The 95% does not actually represent your chances of being rejected. It just means that 95% percent of our submissions are crap. If you are a great writer, your chances are very good. If you are a bad writer, your chances are very bad. If you were a President, it doesn't matter either way; you're going to get a book deal, no matter how narcissistic or anti-Semitic you are.

You answered the first question yourself, which is why I'm so discouraging to young writers about submitting or mentioning their age in the query. Yes, you will be really, really embarrassed about your old stuff. Generally, writers only get better until they peak, and then they start repeating themselves or just run dry, with a few exceptions. I would cut off submissions at 21. I know that's sort of a randomly-assigned number, but you really do need to have a certain level of adult maturity to write. People can attack me for that statement, but I don't think there's an older, well-published writer out there who wouldn't have a brain aneurysm if someone published the short story he wrote for his high school English class. All right, maybe there's one or two, but seriously.

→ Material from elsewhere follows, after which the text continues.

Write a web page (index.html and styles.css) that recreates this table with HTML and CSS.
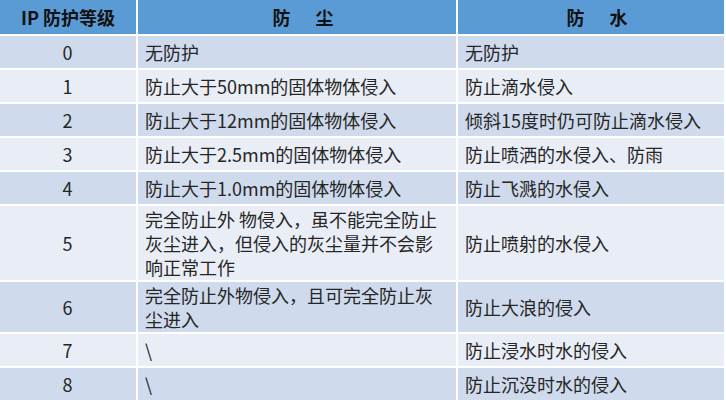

But you already know that, so let's move on.

It is true that you are very easily influenced when you're young; science has proven that the brain intentionally works that way and that younger people are more capable of learning new things. This is a survival skill. However, that doesn't mean older writers aren't just as easily influenced by their favorites or the novel they read last week. Show of hands - Who here has put down a great novel, or even just a fun one, and said, "Why can't I write like that?" OK, you should all be raising your hands now. I see you in the back there. Raise it!

I wouldn't lose any sleep over it. My writing is an amalgamation of techniques I picked up along the way, consciously or unconsciously. Eventually, with enough practice, you develop your own style, which is what comes naturally to you, and even that can change rapidly. Read whatever you want. Ray Bradbury was once interviewed by The New York Times and when they asked him what he was reading and why recent science fiction wasn't on the list, he famously said, "That would be incest. You don't read in your own field. You read in that field when you're young, so that you can learn. I read Jules Verne, H.G. Wells. When you're older you want to learn from other people." Once you find your genre (if you decide you only like one), you'll either fall into the category of writers who feel like Ray did or the writers who read everything else written in that genre that they can possibly get their hands on.

As for developing your writing, I would say fanfiction is a great way to go. A lot of people knock fanfiction, because yes, there's not a lot to be said in justification of incestuous Weasley slash, but it's just a great place to write. You get a lot of positive feedback, and more importantly, it's an exercise in not writing about yourself, which I hate. Don't write what you know. Writing is about creativity. Fanfiction is like training wheels - you get a setting and a set of characters, and you can do what you whatever you want with them, and people will read your work because they like the characters and they want to see what you did with them. The best fanfiction is by people who come up with something legitimately new and interesting to do with familiar characters without making them unfamiliar. Also, I like fanfiction, so go write some. Just no Weasley slash. Or anything with a character played by Orlando Bloom. And geez, when did real person become socially acceptable again? No. Not cool.